Scottish disability campaigners planning to picket Holyrood over newly devolved benefit
Tomorrow afternoon will see disability rights campaigners stage a national day of action against “sham” assessments for Personal Independence Payments (Pip).
Campaigners intend to picket assessment centres in 16 cities around the UK, including London, Glasgow, and Manchester, with Scottish activists also planning to assemble outside Holyrood. The day of action has been called by a several disability rights groups, including the Mental Health Resistance Network (MHRN), Disabled People Against Cuts (Dpac), and Black Triangle.
Pip is a benefit intended to meet the extra costs of living with a long-term disability, and is available for those both in and out work. The benefit was introduced in 2013 and pays for necessary items like specially adapted cars, taxis, or personal care assistants at home.
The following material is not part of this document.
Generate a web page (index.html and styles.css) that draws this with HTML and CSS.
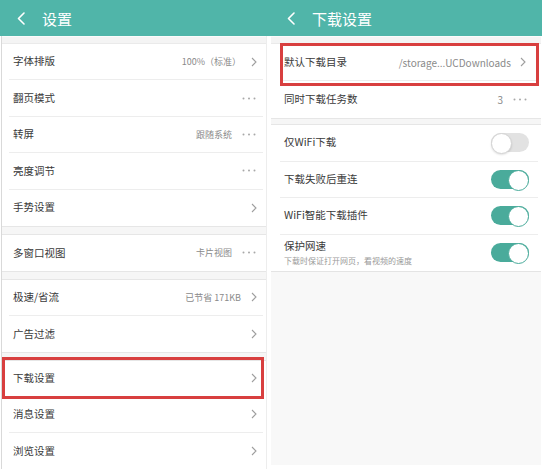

Receipt of the benefit depends on completion of an assessment process which has been dogged by controversy, with campaigners saying disabled people are being unfairly excluded from payments due to overly strict assesment criteria.
Ahead of the day of action, a spokesperson for Dpac said: “We are constantly being contacted by people who used to receive DLA, [but are] now found ineligible for PIP and are in desperate situations, many of them suicidal or parents besides themselves with anxiety about the future for their disabled children.”
The government claimed that the benefit replaced by Pip, Disablility Living Allowance (DLA) was “not sustainable” in the long term. Pip was part of a wider strategy to focus on the practical effects of a person’s condition rather than the condition itself.
During the controversial assessments, claimants are asked to perform basic tasks to prove eligibility for payments. Previously, a claimant was considered ‘virtually unable to walk’ if they were not able to walk 50 metres. With the switch to Pip, that distance changed to 20 metres. Inclusion Scotland recently reported that around 100 claimants are losing their motability car each week, as a result of the changes.
According to the Multiple Sclerosis Society (MSS) the assessment “ignores invisible symptoms like pain and fatigue”. After doing a survey of their members, they claimed that “42 per cent of people who had a face-to-face assessment for Personal Independence Payment disagreed that the assessor considered their hidden symptoms.”
According to the Department of Work and Pensions (DWP) statistics, some 20 per cent of all initial claims eventually result in a mandatory reconsideration, and 40 per cent of that figure results in a change of award.